▶ TASK REQUIREMENTS:
Tell how many lines carry the word "index"; the reply is the number and nothing else.
▬▬▬▬▬▬
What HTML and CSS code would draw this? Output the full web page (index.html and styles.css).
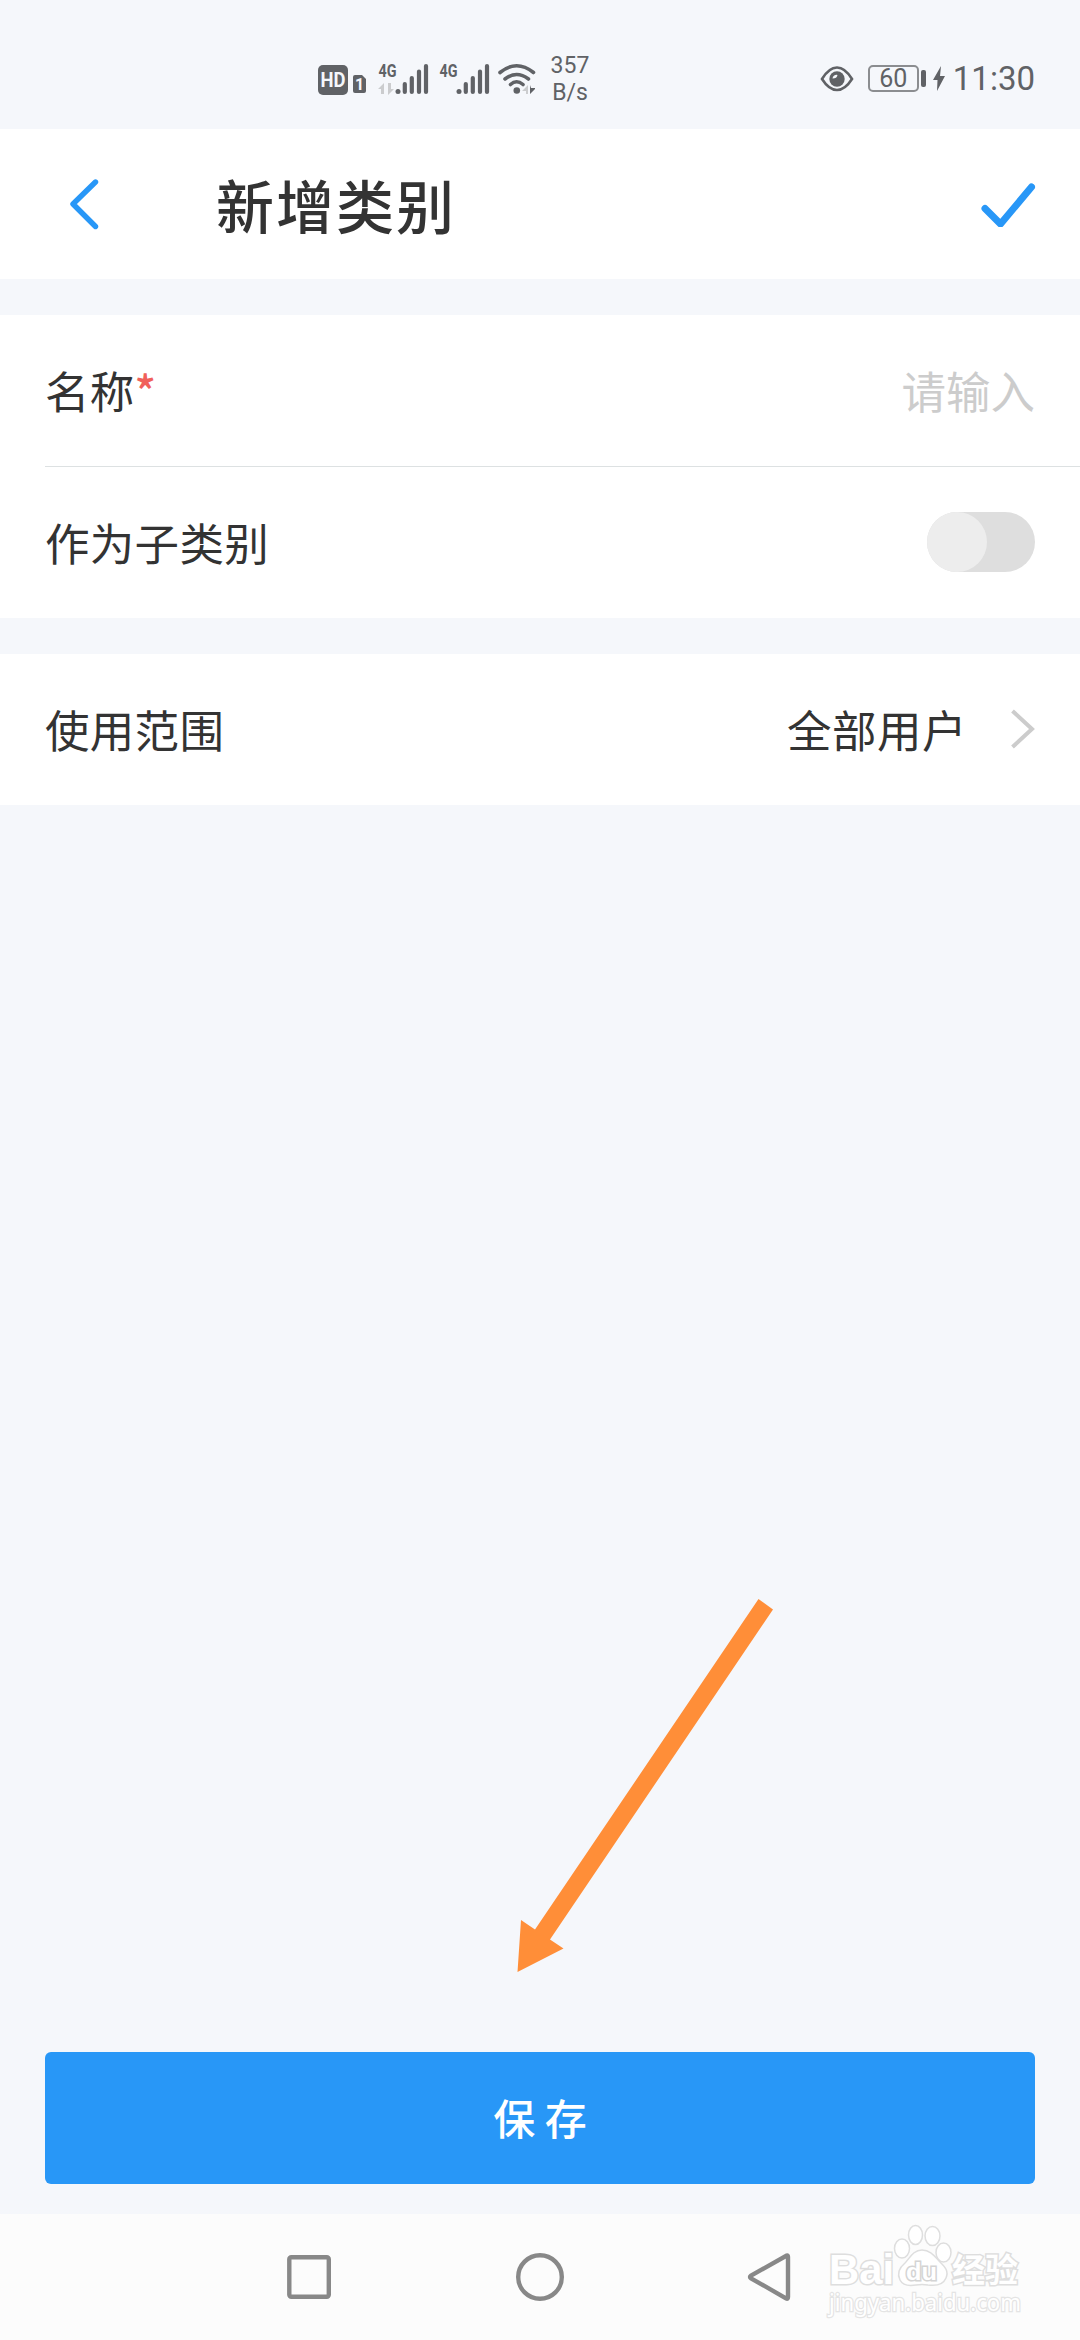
FILE: index.html
```html
<!DOCTYPE html>
<html lang="zh-CN">
<head>
  <meta charset="UTF-8">
  <title>新增类别</title>
  <link rel="stylesheet" href="styles.css">
</head>
<body>
  <div class="page">
    <div class="status-bar">
      <svg class="signal-icons" width="218" height="40" viewBox="318 58 218 40">
        <rect class="dark" x="318" y="64" width="30" height="30" rx="5"/>
        <text class="hd" x="320.5" y="86" textLength="25" lengthAdjust="spacingAndGlyphs">HD</text>
        <path class="dark" d="M353 76q0-2 2-2h7l4 4v12q0 2-2 2h-9q-2 0-2-2z"/>
        <text class="sim" x="355" y="89">1</text>

        <text class="net" x="378.5" y="76.3" textLength="18" lengthAdjust="spacingAndGlyphs">4G</text>
        <path class="light" d="M384 82v11h-3v-5h-3zM388 82h3v6h3l-6 6z"/>
        <g id="bars">
          <circle class="dark" cx="398" cy="90.5" r="2.5"/>
          <path class="bar" d="M404.8 83v8M411.8 77v14M419 70.500v20.500M426 65v26"/>
        </g>
        <text class="net" x="439.500" y="76.3" textLength="18" lengthAdjust="spacingAndGlyphs">4G</text>
        <use href="#bars" x="61"/>

        <path class="wave" d="M500 71.500Q516.500 58 533.500 71.500M505 78Q516.500 69 528.500 78M510.500 83.500Q516.500 78 523 83.500"/>
        <circle class="dark" cx="516.800" cy="89.500" r="3.300"/>
        <path class="light" d="M528 84v9h-2v-3h-4z"/>
        <path class="dark" d="M530 84l1 3h4v1l-5 5z"/>
      </svg>
      <div class="speed">357<br>B/s</div>
      <svg class="eye" width="34" height="28" viewBox="0 0 34 28">
        <path d="M2 14Q9 2.500 17 2.500T32 14Q25 25 17 25T2 14z" fill="none" stroke="#606266" stroke-width="2.600"/>
        <circle cx="17" cy="14" r="7.700" fill="#606266"/>
        <path d="M12.500 13.500a4 4 0 0 1 5-3.500q-.5 3.500-5 3.500z" fill="#f5f7fb"/>
      </svg>
      <div class="battery">60</div>
      <div class="battery-tip"></div>
      <svg class="bolt" width="12" height="25" viewBox="0 0 12 25">
        <path d="M8 0L0 14h4.500L4 25l8-15H7z" fill="#606266"/>
      </svg>
      <div class="time">11:30</div>
    </div>

    <div class="header">
      <svg width="30" height="52" viewBox="0 0 30 52">
        <path class="blue-line" d="M25.500 4L3 26L25.500 48.500" stroke-width="5.400"/>
      </svg>
      <h1>新增类别</h1>
      <svg class="check" width="56" height="46" viewBox="0 0 56 46">
        <path class="blue-line" d="M4 27.500L19.500 43L50.500 6" stroke-width="7"/>
      </svg>
    </div>

    <div class="group">
      <div class="row">
        <span class="label">名称<span class="required">*</span></span>
        <span class="placeholder">请输入</span>
      </div>
      <div class="line"></div>
      <div class="row">
        <span class="label">作为子类别</span>
        <div class="switch"><div class="knob"></div></div>
      </div>
    </div>

    <div class="group">
      <div class="row">
        <span class="label">使用范围</span>
        <span class="value">全部用户</span>
        <svg width="25" height="40" viewBox="0 0 25 40">
          <path d="M2.500 2L22 20L2.500 38" fill="none" stroke="#ccc" stroke-width="4"/>
        </svg>
      </div>
    </div>

    <button class="save">保 存</button>

    <div class="nav-bar">
      <svg width="50" height="50" viewBox="0 0 50 50">
        <rect x="5.300" y="5.300" width="39.500" height="39.500" rx="2"/>
      </svg>
      <svg width="50" height="50" viewBox="0 0 50 50">
        <circle cx="25" cy="25" r="21.800"/>
      </svg>
      <svg width="50" height="50" viewBox="0 0 50 50">
        <path d="M40.700 3.500Q42 3 42 5V45Q42 47.500 40 46.300L5 26.300Q3 25 5 23.700z"/>
      </svg>
    </div>

    <svg class="arrow" width="262" height="378" viewBox="514 1597 262 378">
      <path d="M758.500 1599L773 1609.500L550 1939.500L563.500 1948.500L517.500 1972L521 1920L535 1929.500z" fill="#ff8e38"/>
    </svg>

    <svg class="watermark" width="206" height="100" viewBox="822 2220 206 100">
      <text class="logo" x="829" y="2284" textLength="65" lengthAdjust="spacingAndGlyphs">Bai</text>
      <ellipse cx="902" cy="2248.500" rx="7.500" ry="9.500"/>
      <ellipse cx="915.500" cy="2235" rx="7" ry="9.500"/>
      <ellipse cx="932.500" cy="2236" rx="7.500" ry="9.500"/>
      <ellipse cx="943.500" cy="2252.500" rx="7.500" ry="9.500"/>
      <path d="M922 2250c-9 0-12 8-17 13-6 5-8 11-5 17s10 6 16 5q6-1 12 0c7 1 15 0 18-7s-1-11-6-16-9-12-18-12z"/>
      <text class="du" x="906" y="2280" textLength="31" lengthAdjust="spacingAndGlyphs">du</text>
      <text class="cn" x="952" y="2282" textLength="66">经验</text>
      <text class="url" x="829" y="2311" textLength="192" lengthAdjust="spacingAndGlyphs">jingyan.baidu.com</text>
    </svg>
  </div>
</body>
</html>
```
FILE: styles.css
```css
* {
  box-sizing: border-box;
}

body {
  margin: 0;
  background-color: #f5f7fb;
  color: #333;
  font-family: "Noto Sans CJK SC", sans-serif;
}

svg {
  display: block;
  flex: none;
}

.page {
  position: relative;
  display: flex;
  flex-direction: column;
  width: 1080px;
  height: 2340px;
  overflow: hidden;
}

/* status bar */
.status-bar {
  display: flex;
  align-items: center;
  height: 129px;
  padding: 28px 45px 0 318px;
  color: #606266;
  font-family: Roboto, sans-serif;
}

.dark {
  fill: #606266;
}

.light {
  fill: #cbccce;
}

.bar,
.wave {
  fill: none;
  stroke: #606266;
  stroke-width: 4.2;
  stroke-linecap: round;
}

.wave {
  stroke-width: 3.6;
}

.hd {
  fill: #f5f7fb;
  font-size: 20px;
  font-weight: bold;
}

.sim {
  fill: #f5f7fb;
  font-size: 16px;
  font-weight: bold;
}

.net {
  fill: #606266;
  font-size: 19px;
  font-weight: bold;
}

.speed {
  width: 42px;
  margin-left: 13px;
  padding-top: 1px;
  font-size: 23px;
  line-height: 27px;
  text-align: center;
}

.eye {
  margin-left: auto;
}

.battery {
  width: 51px;
  height: 27px;
  margin-left: 14px;
  border: 2px solid #8b8d90;
  border-radius: 5px;
  font-size: 25px;
  line-height: 24px;
  text-align: center;
}

.battery-tip {
  width: 5px;
  height: 17px;
  margin-left: 2px;
  border-radius: 2px;
  background-color: #606266;
}

.bolt {
  margin-left: 7px;
}

.time {
  margin-left: 8px;
  font-size: 33px;
  line-height: 40px;
}

/* title */
.header {
  display: flex;
  align-items: center;
  height: 150px;
  padding: 0 43px 0 70px;
  background-color: #fff;
}

.header h1 {
  margin: 0 0 0 116px;
  font-size: 58px;
  font-weight: 500;
  line-height: 80px;
  letter-spacing: 2px;
}

.check {
  margin-left: auto;
}

.blue-line {
  fill: none;
  stroke: #2897f7;
  stroke-linecap: round;
  stroke-linejoin: round;
}

/* form rows */
.group {
  margin-top: 36px;
  background-color: #fff;
}

.row {
  display: flex;
  align-items: center;
  justify-content: space-between;
  height: 151px;
  padding: 0 45px 2px;
  font-size: 44.500px;
  line-height: 66px;
}

.label {
  letter-spacing: 0.3px;
}

.line {
  height: 1px;
  margin-left: 45px;
  background-color: #dde1e2;
}

.required {
  color: #f0605a;
  font-weight: 500;
}

.placeholder {
  color: #ccc;
}

.value {
  margin: 0 43px 0 auto;
  letter-spacing: 0.5px;
}

.switch {
  width: 108px;
  height: 60px;
  border-radius: 30px;
  background-color: #dedede;
}

.knob {
  width: 60px;
  height: 60px;
  border-radius: 50%;
  background-color: #ededed;
}

.save {
  height: 132px;
  margin: auto 45px 30px;
  padding: 0 0 3px;
  border: none;
  border-radius: 6px;
  background-color: #2897f7;
  color: #fff;
  font-family: inherit;
  font-size: 42px;
  font-weight: 500;
}

/* system navigation */
.nav-bar {
  display: flex;
  align-items: center;
  gap: 181px;
  height: 126px;
  padding-left: 284px;
  background-color: #fcfcfc;
}

.nav-bar svg {
  fill: none;
  stroke: #888;
  stroke-width: 4.400;
}

.arrow {
  position: absolute;
  left: 514px;
  top: 1597px;
}

.watermark {
  position: absolute;
  left: 822px;
  top: 2220px;
  fill: #fff;
  stroke: #dedede;
  stroke-width: 1.500;
}

.watermark text {
  paint-order: stroke;
  stroke-width: 3;
}

.watermark .logo {
  font-family: "Liberation Sans", sans-serif;
  font-size: 43px;
  font-weight: bold;
}

.watermark .du {
  font-family: "Liberation Sans", sans-serif;
  font-size: 24px;
  font-weight: bold;
  stroke: #d4d4d4;
}

.watermark .cn {
  font-size: 33px;
  font-weight: bold;
}

.watermark .url {
  font-family: "Noto Sans", sans-serif;
  font-size: 23px;
  stroke: #e4e4e4;
  stroke-width: 2.5;
}
```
▬▬▬▬▬▬
▶ COMPLETE RESPONSE:
2